Hızla "Suedehead" geliyor ardından; arkalara doğru kümelenmiş ölgün kitleyi hareketlendiriyor. Şüphesiz en sıkı bağları herkes eski Smiths şarkıları ile kurmuş-yeni albüm ağırlıklı setlist pek tatmin etmiyor böylelerini. Şahsen ben çok memnunum-yeni albümü epey beğenerek dinliyordum çıktığından beri.
Güzel şehrimize büyük iltifatlarla "It is my good fortune to be in İstanbul!" diyen Moz, "İstanbul" şarkısına ezanla giriyor, üst üste geçmiş seslerin yarattığı oyunlu ritmiyle tam bir İstanbul şarkısı olmuş. Gerçekten tanıdık bir his bırakıyor.
Sonrasında "Kiss me a lot" yeni albümün flörtöz şarkısı genç kitleyi biraz dans ettirmeye başlıyor. Bu arada 2 sene önceki açık hava konserine kıyasla, nedense bu seferki dinleyici kitlesini çok ruhsuz buldum. Morrissey'i aslında tanımayan, son albümünü ve hatta belki solo albümlerini hiç dinlememiş tipler çoğunlukta. Sahne önünde iletişim daha güzel; çiçekler ve resimler verenler, kendini zar zor sahneye atıp sarılanlar var.
Ardından "I'm throwing my arms around Paris" geldi; sevgilinin yokluğunda yalnızlığını Paris'e sarılarak gideren adamı dinledik. Sonrasında yeni albümün en İspanyol parçası "The Bullfighter dies" perdede boğa güreşi görüntüleri eşliğinde çalındı. Gerçekten ben hep boğanın tarafındayım!
Peşinden albümün ismini veren hit "World peace is none of your bussiness" geldi; tam da hükümetin bize söylemek istediklerine tercüman olan bu şarkı, elbette dünya gündemine alaycı bir gönderme. Bizler iyice ısınmış ve ısınamayanları buz dağları gibi arkamızda bırakmışken, bence son turnelerinde en iyi sahne performansını gösterdikleri harika "How soon is now?" girdi. Sanırım Smiths'in ruhu bu şarkıda gizli; tam bir görkemli kaybeden ruhu...
En güzel yerinde "All my hope is gone" sözülerini "All my life is gone" diye değiştirince, içimden bir şey koptu resmen.
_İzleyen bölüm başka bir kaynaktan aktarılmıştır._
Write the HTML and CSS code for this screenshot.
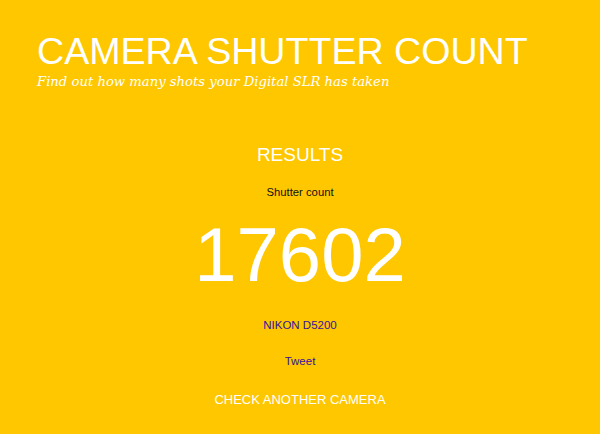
FILE: index.html
```html
<!DOCTYPE html>
<html lang="en">
<head>
<meta charset="utf-8">
<title>Camera Shutter Count</title>
<link rel="stylesheet" href="styles.css">
</head>
<body>
<header class="masthead">
  <h1 class="site-title">CAMERA SHUTTER COUNT</h1>
  <p class="tagline">Find out how many shots your Digital SLR has taken</p>
</header>
<main class="results">
  <h2 class="results-title">RESULTS</h2>
  <p class="count-label">Shutter count</p>
  <p class="count-value">17602</p>
  <p class="camera-model"><a href="#">NIKON D5200</a></p>
  <p class="tweet"><a href="#">Tweet</a></p>
  <p class="again"><a href="#">CHECK ANOTHER CAMERA</a></p>
</main>
</body>
</html>
```
FILE: styles.css
```css
html, body {
  margin: 0;
  padding: 0;
}

body {
  background: #ffc700;
  font-family: "Liberation Sans", Arial, sans-serif;
  color: #fff;
  height: 434px;
  overflow: hidden;
}

.masthead {
  padding: 30px 0 0 37px;
}

.site-title {
  margin: 0;
  font-weight: normal;
  font-size: 37.6px;
  line-height: 42px;
}

.tagline {
  margin: 1px 0 0;
  font-family: "DejaVu Serif", Georgia, serif;
  font-style: italic;
  font-size: 13.2px;
  line-height: 18px;
}

.results {
  display: flex;
  flex-direction: column;
  align-items: center;
  padding-top: 52px;
}

.results p {
  margin: 0;
}

.results a {
  text-decoration: none;
}

.results-title {
  margin: 0;
  font-weight: normal;
  font-size: 19px;
  line-height: 24px;
}

.count-label {
  margin-top: 18px !important;
  font-size: 11.3px;
  line-height: 14px;
  color: #111;
}

.count-value {
  margin-top: 14px !important;
  font-size: 76px;
  line-height: 84px;
}

.camera-model {
  margin-top: 21px !important;
  font-size: 11.5px;
  line-height: 14px;
}

.camera-model a,
.tweet a {
  color: #34139c;
}

.tweet {
  margin-top: 22px !important;
  font-size: 11.5px;
  line-height: 14px;
}

.again {
  margin-top: 24px !important;
  font-size: 13px;
  line-height: 16px;
}

.again a {
  color: #fff;
}
```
Ben kendime gelemezken, onlar "Kick the bride down the aisle" ile devam ettiler; bu parçayı anons ederken Morrissey'in akşam ezanını İngilizce'ye tercüme ettiğinde ortaya bu sözlerin çıktığını söylemesi de komik oldu.
"Scandinavia" ithaf edildiği bölgeye yaraşır tekdüzelikte geldi bana. İstanbul ile alakası yok!
"Neal Cassady drops dead" muhtemelen bu seyirci için fazla içeriği yüklü bir şarkı oldu; 50-60lı yılların beat kuşağı müzisyenine ağıt...
Yeni albümden art arda sıralanmaya başladı şarkılar: "Earth is the loneliest planet of all" , "Staircase at the university" , "Smiler with knife" ve "I'm not a man" arada bir "Yes I am blind" ile geri dönüş yaptı. Bu arada tabi "There is a light that never goes out" beklentisi içinde kıvranan gençler epey hayal kırıklığı yaşadılar gördüğüm kadarıyla, ki 2006'dan beri hiç çalmadığını öğrenmek aslında zor değil.
Konserin sonuna yaklaşırken her seferinde suratımıza tokat gibi çarpan o meşhur hayvan çiftliklerinde işkence görüntüleri yansıdı perdeye. Kendini bir bok sanan insanoğlunun zavallılığını izledik ve Ortadoğu'da kafa kesenlere de, Amerika'da düşünmeden adam vuranlara da fazla şaşırmanın yeri olmadığını bir anlayıverdik.
Son şarkı kendi kendime söylemeyi çok sevdiğim, bir isyan gibi çıkan "Speedway" e de aynı zevkle eşlik ettim. Bis yapmak üzere sahneyi terk ettiklerinde elbette alkışlar kesilmedi. Bisin ilk parçası olan "Asleep"i sahnenin bir ucunda spot ışık altında durup söylerken hepimiz sessizleştik, kedi gibi olduk. neyse ki kapanışı "Everyday is like sunday"le yaptılar da içimize çöken melankoliden dans ederek kurtulduk.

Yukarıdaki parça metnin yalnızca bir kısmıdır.